The 2019 Nobel Prize in Economic Sciences in Memory of Alfred Nobel has been awarded to Abhijit Banerjee, Esther Duflo and Michael Kremer "for their experimental approach to alleviating global poverty."
Here is an interesting trend among winners: The Nobel Prize in Economics: Esther Duflo is the doctoral student and also wife of Abhijit Banerjee. Abhijit is a doctoral student of Eric Maskin, who won Nobel Prize in 2007. Eric is a doctoral student of Kenneth Arrow, who won Nobel Prize in 1972.
Göran K. Hansson, Secretary General of The Royal Swedish Academy of Sciences, announced the winners this year of Sveriges Riksbank Prize in Economic Sciences in Memory of Alfred Nobel.

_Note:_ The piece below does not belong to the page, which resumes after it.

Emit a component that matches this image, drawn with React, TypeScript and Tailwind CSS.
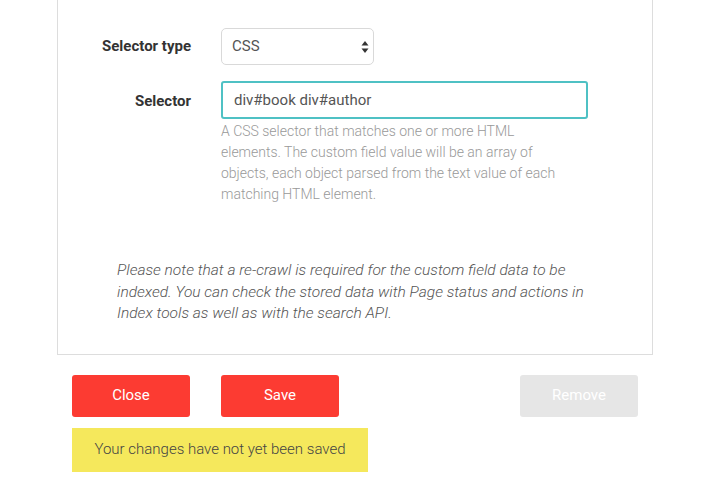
export default function App() {
  return (
    <div
      className="min-h-[499px] bg-white pl-[57px] pr-[72px] font-light text-[#333]"
      style={{ fontFamily: "Roboto, 'Liberation Sans', sans-serif" }}
    >
      <div className="border-x border-b border-[#dddddd] pt-[28px] pb-[29px]">
        <div className="flex items-center gap-[30px]">
          <label className="w-[133px] text-right text-[15px] font-bold text-[#333]">
            Selector type
          </label>
          <div className="relative flex h-[37px] w-[153px] items-center rounded-[5px] border border-[#d9d9d9] bg-white pl-[10px] text-[15px] font-normal text-[#555]">
            CSS
            <svg
              className="absolute right-[4px] top-1/2 -translate-y-1/2"
              width="8"
              height="14"
              viewBox="0 0 8 14"
            >
              <path d="M4 1 L7.5 5.5 L0.5 5.5 Z" fill="#333" />
              <path d="M4 13 L7.5 8.5 L0.5 8.5 Z" fill="#333" />
            </svg>
          </div>
        </div>

        <div className="mt-[16px] flex items-start gap-[30px]">
          <label className="mt-[9px] w-[133px] text-right text-[15px] font-bold text-[#333]">
            Selector
          </label>
          <div className="w-[367px]">
            <div className="flex h-[38px] items-center rounded-[3px] border-2 border-[#4fc1c4] bg-white pl-[11px] text-[15px] font-normal text-[#555]">
              div#book div#author
            </div>
            <p className="mt-[2px] w-[345px] text-[14px] leading-[21px] text-[#999]">
              A CSS selector that matches one or more HTML elements. The custom
              field value will be an array of objects, each object parsed from
              the text value of each matching HTML element.
            </p>
          </div>
        </div>

        <p className="mt-[55px] px-[59px] text-[15.5px] italic leading-[21.5px] text-[#555]">
          Please note that a re-crawl is required for the custom field data to
          be indexed. You can check the stored data with Page status and
          actions in Index tools as well as with the search API.
        </p>
      </div>

      <div className="mt-[20px] flex items-start px-[15px]">
        <button className="h-[42px] w-[118px] rounded-[3px] bg-[#fc3b32] text-[15px] font-normal text-white">
          Close
        </button>
        <button className="ml-[31px] h-[42px] w-[118px] rounded-[3px] bg-[#fc3b32] text-[15px] font-normal text-white">
          Save
        </button>
        <button className="ml-auto h-[42px] w-[118px] rounded-[3px] bg-[#e6e6e6] text-[15px] font-normal text-white">
          Remove
        </button>
      </div>

      <div className="ml-[15px] mt-[11px] flex h-[44px] w-[296px] items-center justify-center bg-[#f5e85c] text-[15px] font-light text-[#444]">
        Your changes have not yet been saved
      </div>
    </div>
  );
}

After the announcement, Esther Duflo said at a press conference, "Showing that it is possible for a woman to succeed and be recognised for success I hope is going to inspire many, many other women to continue working and many other men to give them the respect they deserve."
Amartya Sen was the first Bengali economist who won Nobel prize in 1998 for his work in welfare economics.
Abhijit Vinayak Banerjee, 58, was born in Kolkata of India. He completed masters' in economics at the Jawaharlal Nehru University, New Delhi in 1983 and doctorate at Harvard in 1988. He attended South Point School and Presidency College in Kolkata. Now a professor of Economics at Massachusetts Institute of Technology, Abhijit had also taught at Harvard University and Princeton University.
Banerjee and his wife and co-Nobel laureate Duflo were the authors of Poor Economics.
They are co-founders of the Abdul Latif Jameel Poverty Action Lab, a research affiliate of Innovations for poverty action.
2019 Economic Sciences Laureate Esther Duflo, born in 1972, is the second woman and the youngest person to be awarded the Prize in Economic Sciences. She and her husband Abhijit Bannerjee, both from MIT, shared this year's Nobel prize in economics with Kremer.
The Nobel Prize's official tweet said, the 2019 Economic Sciences Laureates' research findings have dramatically improved our ability to fight global poverty in practice. As a result of one of their studies, more than 5 million Indian children have benefitted from programmes of remedial tutoring in schools.
In just two decades, their new experiment-based approach has transformed development economics, which is now a flourishing field of research.
In the mid-1990s, Economic Sciences Laureate Michael Kremer and his colleagues demonstrated how powerful an experiment-based approach can be, using field experiments to test a range of interventions that could improve school results in western Kenya.
2019 Economic Sciences Laureates Abhijit Banerjee and Esther Duflo, often with Michael Kremer, soon performed similar studies of other issues and in other countries, including India. Their experimental research methods now entirely dominate development economics.
Over 700 million people still subsist on extremely low incomes. Every year, five million children still die before their fifth birthday, often from diseases that could be prevented or cured with relatively cheap and simple treatments.
This year's Laureates have introduced a new approach to obtaining reliable answers about the best ways to fight global poverty. It divides this issue into smaller, more manageable questions – for example, the most effective interventions for improving child health.